Even if you don’t have sufficient fishing tackle, you can fashion some primitive gear using the inner strands of 550 paracord and a safety pin for a hook. It may not fool the trophy bass or walleye, but it certainly can help put an indiscriminate panfish on the skewer and some much needed calories in your stomach.

 

Applying First Aid

 

Unfortunately, many people thrust into wilderness survival scenarios must make do under less than ideal circumstances. Perhaps the event that landed them in a survival situation, such as a wrecked mountain bike or snowmobile, left them in an injured state. Or maybe in the rush to find the trail that must be just around the next bend, their footing is lost and they take a tumble down the side of a steep hill.

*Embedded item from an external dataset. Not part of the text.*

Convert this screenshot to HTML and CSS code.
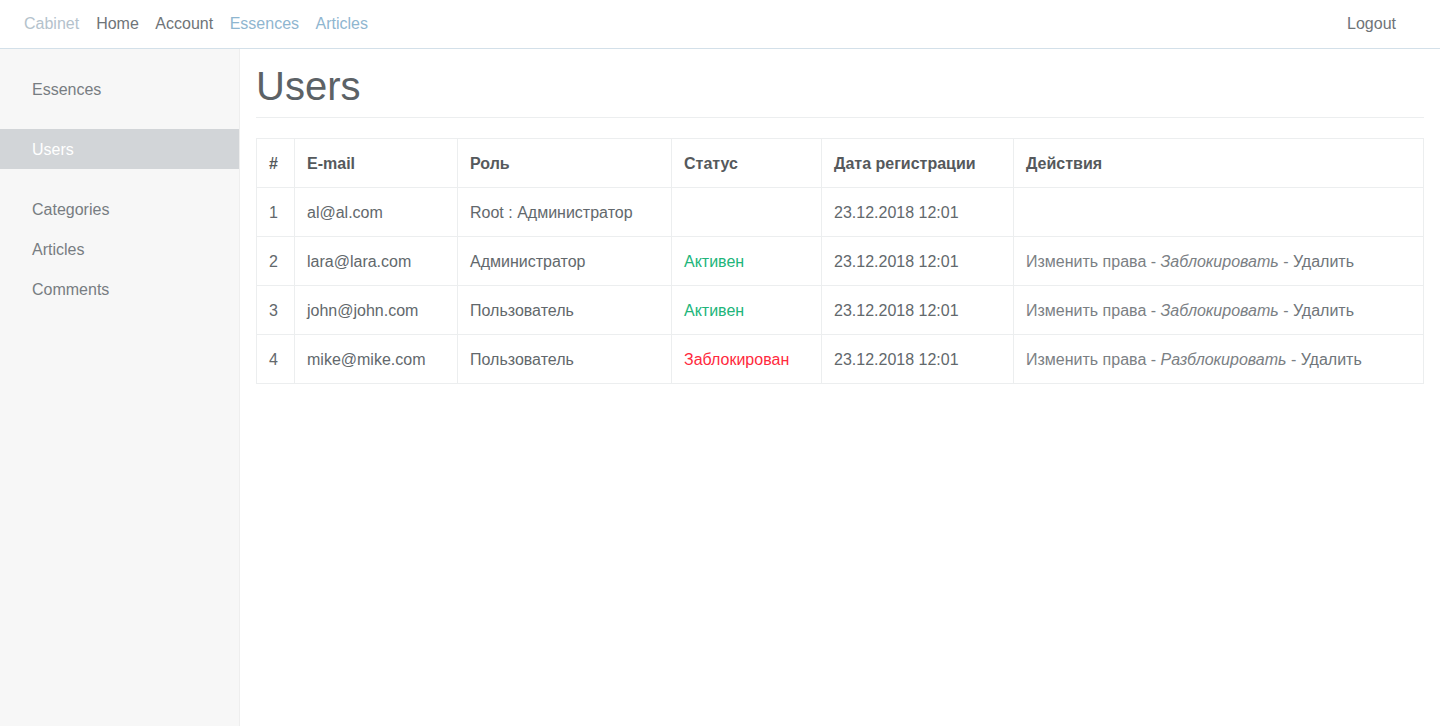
FILE: index.html
```html
<!DOCTYPE html>
<html lang="ru">
<head>
<meta charset="utf-8">
<title>Users</title>
<link rel="stylesheet" href="styles.css">
</head>
<body>
<header class="topbar">
  <nav class="topnav">
    <a class="brand" href="#">Cabinet</a>
    <a class="nav-link" href="#">Home</a>
    <a class="nav-link" href="#">Account</a>
    <a class="nav-link nav-link-blue" href="#">Essences</a>
    <a class="nav-link nav-link-blue" href="#">Articles</a>
  </nav>
  <a class="logout" href="#">Logout</a>
</header>
<div class="layout">
  <aside class="sidebar">
    <ul class="side-group">
      <li><a class="side-link" href="#">Essences</a></li>
    </ul>
    <ul class="side-group">
      <li><a class="side-link active" href="#">Users</a></li>
    </ul>
    <ul class="side-group">
      <li><a class="side-link" href="#">Categories</a></li>
      <li><a class="side-link" href="#">Articles</a></li>
      <li><a class="side-link" href="#">Comments</a></li>
    </ul>
  </aside>
  <main class="content">
    <h1 class="page-title">Users</h1>
    <table class="users">
      <colgroup>
        <col class="c-num"><col class="c-mail"><col class="c-role"><col class="c-status"><col class="c-date"><col class="c-act">
      </colgroup>
      <thead>
        <tr><th>#</th><th>E-mail</th><th>Роль</th><th>Статус</th><th>Дата регистрации</th><th>Действия</th></tr>
      </thead>
      <tbody>
        <tr><td>1</td><td>al@al.com</td><td>Root : Администратор</td><td></td><td>23.12.2018 12:01</td><td></td></tr>
        <tr><td>2</td><td>lara@lara.com</td><td>Администратор</td><td class="ok">Активен</td><td>23.12.2018 12:01</td><td class="acts"><a href="#">Изменить права</a> - <a class="it" href="#">Заблокировать</a> - <a class="del" href="#">Удалить</a></td></tr>
        <tr><td>3</td><td>john@john.com</td><td>Пользователь</td><td class="ok">Активен</td><td>23.12.2018 12:01</td><td class="acts"><a href="#">Изменить права</a> - <a class="it" href="#">Заблокировать</a> - <a class="del" href="#">Удалить</a></td></tr>
        <tr><td>4</td><td>mike@mike.com</td><td>Пользователь</td><td class="bad">Заблокирован</td><td>23.12.2018 12:01</td><td class="acts"><a href="#">Изменить права</a> - <a class="it" href="#">Разблокировать</a> - <a class="del" href="#">Удалить</a></td></tr>
      </tbody>
    </table>
  </main>
</div>
</body>
</html>
```
FILE: styles.css
```css
* { box-sizing: border-box; }
html, body { margin: 0; padding: 0; }
body {
  font-family: "Liberation Sans", Arial, sans-serif;
  font-size: 16px;
  line-height: 1.5;
  color: #636b6f;
  background: #fff;
  height: 726px;
  display: flex;
  flex-direction: column;
}
a { text-decoration: none; color: inherit; }

.topbar {
  height: 49px;
  border-bottom: 1px solid #d3e0e9;
  display: flex;
  align-items: center;
  justify-content: space-between;
  padding: 0 44px 0 24px;
  flex: none;
}
.topnav { display: flex; align-items: center; }
.brand { color: #b4c2cc; margin-right: 17px; }
.nav-link { color: #6f7478; margin-right: 16.5px; }
.nav-link-blue { color: #8fb6d0; }
.logout { color: #6f7478; }

.layout { display: flex; flex: 1; }
.sidebar {
  width: 240px;
  flex: none;
  background: #f7f7f7;
  border-right: 1px solid #eeeeee;
  padding-top: 20px;
}
.side-group { list-style: none; margin: 0 0 20px; padding: 0; }
.side-link {
  display: block;
  height: 40px;
  line-height: 38px;
  padding: 2px 0 0 32px;
  color: #777d82;
}
.side-link.active { background: #d2d5d8; color: #fff; }

.content { flex: 1; padding: 0 16px; }
.page-title {
  font-weight: 400;
  font-size: 40px;
  line-height: 48px;
  margin: 13px 0 0;
  padding-bottom: 7px;
  border-bottom: 1px solid #eceeef;
  color: #5c6266;
}

.users {
  margin-top: 20px;
  width: 100%;
  border-collapse: collapse;
  table-layout: fixed;
  border: 1px solid #eceeef;
}
.c-num { width: 38px; }
.c-mail { width: 163px; }
.c-role { width: 214px; }
.c-status { width: 150px; }
.c-date { width: 192px; }
.users th, .users td {
  border: 1px solid #eceeef;
  padding: 13px 12px 11px;
  height: 49px;
  text-align: left;
  vertical-align: top;
  white-space: nowrap;
}
.users th { font-weight: 700; color: #55595c; }
.users td { color: #62686c; }
.users td.ok { color: #21b57a; }
.users td.bad { color: #ff2a3d; }
.users td.acts { color: #7b8084; }
.acts a { color: #7b8084; }
.acts .it { font-style: italic; }
.acts .del { color: #6f757a; }
```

Whatever the  cause, an injury has been incurred and survival has just been made that much more difficult.

 

A safety pin has a number of uses in first aid. It can be used to immobilize an arm by pinning the cuff of a long sleeve shirt to its chest to fashion a makeshift arm sling. Safety pins can be used to secure a bandana over a wounded and bleeding arm or leg. They can even be used to help keep a severe wound closed in place of stitches in dire circumstances and also be used to drain a blister. And also removed more than one splinter in the wilderness using a trusty safety pin.